Update--Bright Lines: Culture On the Autism Spectrum (deadline extended to August 1)
Update: the deadline for abstracts has been extended to August 1, 2012. You may send abstracts to: firstname.lastname@example.org
"Am I on the spectrum?" asks Abed Nadir, a character on the show Community. He then provides an answer: "None of your business." His joke presumes that the audience will understand this reference to the autism spectrum, and Community introduces the topic of Asperger's Syndrome in its pilot episode. Since the publication of Temple Grandin's work on autism in 1986, there has been a textual explosion of work on Asperger's Syndrome and the autism spectrum. Changes to the DSM-V will replace Asperger's Syndrome with Autistic Spectrum Disorder, a broadening that could threaten the culture that aspie/AS-identified people have produced in the form of literature and visual media. This volume would explore representations of autism within popular culture. Potential topics might include, but are not limited to:
The autism spectrum on television: Glee, Parenthood, Community, Criminal Minds, and other programs.
Cinematic representations: Adam, The Social Network, Mozart and the Whale, Temple Grandin, Molly, Rain Man.

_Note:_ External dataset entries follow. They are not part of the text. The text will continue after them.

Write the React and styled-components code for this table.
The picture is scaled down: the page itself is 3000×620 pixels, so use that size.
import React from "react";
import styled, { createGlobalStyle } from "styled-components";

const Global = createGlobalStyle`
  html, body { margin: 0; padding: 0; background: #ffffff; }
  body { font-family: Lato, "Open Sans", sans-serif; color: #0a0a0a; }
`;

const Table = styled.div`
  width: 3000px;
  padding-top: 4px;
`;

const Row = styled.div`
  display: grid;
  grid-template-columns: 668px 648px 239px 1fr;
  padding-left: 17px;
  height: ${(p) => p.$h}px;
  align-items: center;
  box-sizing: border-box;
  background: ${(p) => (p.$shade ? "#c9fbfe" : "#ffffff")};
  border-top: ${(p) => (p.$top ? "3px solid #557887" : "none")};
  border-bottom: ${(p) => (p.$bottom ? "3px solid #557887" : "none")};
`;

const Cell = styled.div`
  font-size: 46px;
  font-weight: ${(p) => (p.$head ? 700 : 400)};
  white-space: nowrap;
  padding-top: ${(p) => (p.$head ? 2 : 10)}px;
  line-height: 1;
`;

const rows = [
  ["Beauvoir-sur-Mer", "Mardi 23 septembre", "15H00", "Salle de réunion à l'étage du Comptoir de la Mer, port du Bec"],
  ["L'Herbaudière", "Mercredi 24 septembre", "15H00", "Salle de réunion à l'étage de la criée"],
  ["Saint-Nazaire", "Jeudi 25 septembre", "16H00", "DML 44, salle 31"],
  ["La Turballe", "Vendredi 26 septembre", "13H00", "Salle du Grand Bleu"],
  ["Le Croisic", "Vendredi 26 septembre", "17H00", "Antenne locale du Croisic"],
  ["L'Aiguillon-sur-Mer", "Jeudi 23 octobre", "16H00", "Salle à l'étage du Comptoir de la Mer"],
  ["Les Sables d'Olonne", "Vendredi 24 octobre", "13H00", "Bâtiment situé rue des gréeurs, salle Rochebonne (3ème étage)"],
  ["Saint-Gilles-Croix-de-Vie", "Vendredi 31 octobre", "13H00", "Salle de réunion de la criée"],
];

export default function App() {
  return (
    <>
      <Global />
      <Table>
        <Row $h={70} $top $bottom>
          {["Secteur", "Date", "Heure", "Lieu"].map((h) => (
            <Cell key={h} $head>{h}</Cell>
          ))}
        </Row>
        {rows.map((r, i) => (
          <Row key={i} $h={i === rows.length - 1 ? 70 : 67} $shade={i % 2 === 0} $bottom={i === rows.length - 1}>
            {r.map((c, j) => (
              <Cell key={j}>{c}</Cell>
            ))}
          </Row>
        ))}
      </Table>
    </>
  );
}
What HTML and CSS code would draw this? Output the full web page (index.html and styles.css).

Youtube films made by people on the spectrum (including vlogs like Wrong Planet and Injured Minds)
Literary characters on the spectrum.
Nonfiction by Hans Asperger, John Elder Robison, Temple Grandin, Kamila Markram, Rudy Simone, Jesse Saperstein, and others.
Aspergirl culture and the popular representation of women on the spectrum.
Youth culture and the neurodiversity movement.
Parallels between aspie culture and nerd culture.
Autism in academia.
Gender and sexuality on the spectrum.
Theories (such as Intense World Theory) applied to autism.
Histories of autism and premodern representations.